Timescale Logo

Best Practices for Time-Series Data Modeling: Single or Multiple Partitioned Table(s) a.k.a. Hypertables

Written by Chris Engelbert

Collecting time-related information, or time-series data, creates massive amounts of data to manage and model. Storing it will require one or more Timescale hypertables, which are very similar to PostgreSQL partitioned tables, and many decisions on database schema design.

While we discussed the table layout in the Narrow, Medium, or Wide Table Layout best practices article, this blog post will address whether you should use a single table to store all data versus using multiple tables, as well as their respective pros and cons.

The Basics: Hypertables and Time-Series Data Modeling

Timescale hypertables work like regular PostgreSQL tables but offer optimized performance and user experience for time-series data. With hypertables, data is stored in chunks, which work similarly to PostgreSQL’s partitioned tables but support multiple dimensions and other features.

Timescale is built upon a relational database model, which means it supports numerous schemas and data modeling choices or ways in which data can be organized and laid out. Understanding the database design choices early on is crucial to find the best combination.

I started using Timescale long before joining the company, initially using it to store IoT metrics at my own startups. We went through a few different iterations of designs, and migrations between those were everything but fun. Due to that personal experience, one of my biggest goals is to prevent others from suffering through the same.

Using Our Relational Database Experience

Being built on PostgreSQL, we understand we have many ways to store data, including in partitioned tables or just separate ones. A common pattern in the relational world is to divide data into separate tables based on their content, also often referred to as domain or entity. That means that data belonging to a set of A’s is stored in a different table than a set of B’s, representing different domains.

That leaves us questioning how the concepts of time-series data and relational domains fit together. Unfortunately, there is no easy answer. 
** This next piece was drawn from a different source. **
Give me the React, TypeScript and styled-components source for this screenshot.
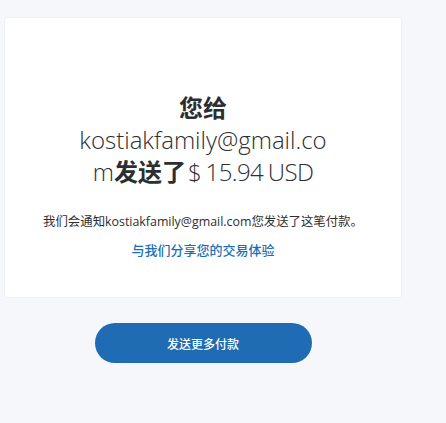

Squeezing vs. splitting data

Our primary options are “squeezing” all data into a single table, which could have hundreds of columns (basically defining our domain around the idea of “it’s all just metrics”), or splitting data into multiple tables with fewer columns. The latter choice may slice tables in many ways, such as by metric type (temperature is different from humidity, stock symbol A is different from symbol B), customer, data type, and others, or combinations of the previous.

Both possibilities have their own set of advantages and disadvantages, which can be split into four commonly seen topics:

  • Ease of use

  • Multi-tenancy / Privacy-related requirements (General Data Protection Regulation or GDPR / California Consumer Privacy Act or CCPA / others)

  • Schema migration or upgrading / Future-proofness

  • Tooling support

I did not choose the above order by accident: the sequential importance of these questions may influence your options further down the line.

Single vs. Multiple Table Designs: Pros and Cons

As said before, both design choices have pros and cons, and it’s vital to understand them before making a final data modeling decision. Given the previous set of topics, let’s start by answering a few questions.

Ease of use

First and foremost, how important is the ease of use, meaning, are you and your team up to the challenging tasks that need to be solved down the road? Potential “complications” could involve generation patterns for table names or ensuring that similar tables are all upgraded to the same schema level.

Multi-tenancy

Next up, are you required to provide a harder level of multi-tenancy, such as storing different customers not just by segregating them using a customer ID but are required to store them in different tables, schemas, or even databases? Is your company bound by regulations (e.g., GDPR or CCPA) where users and customers may have the right to be forgotten? With time-series data being (normally) append-only, removing parts of the data (this specific user’s data) may be tricky.

Schema changes

Then we have the question of whether you expect the data schema to change frequently. A large discussion around a future-proof design for hypertables can be found in the Narrow, Medium, or Wide Table Model write-up. However, the higher the number of tables, the more they need to be upgraded or migrated in the future, adding additional complexity.

Additional support

Finally, how important is support by additional tools and frameworks, such as ORM (Object Relational Mapping) solutions? While I personally don’t think ORM frameworks are a great fit for time-series data (especially when using aggregations), a lot of folks out there make extensive use of them, so talking about them has its merits.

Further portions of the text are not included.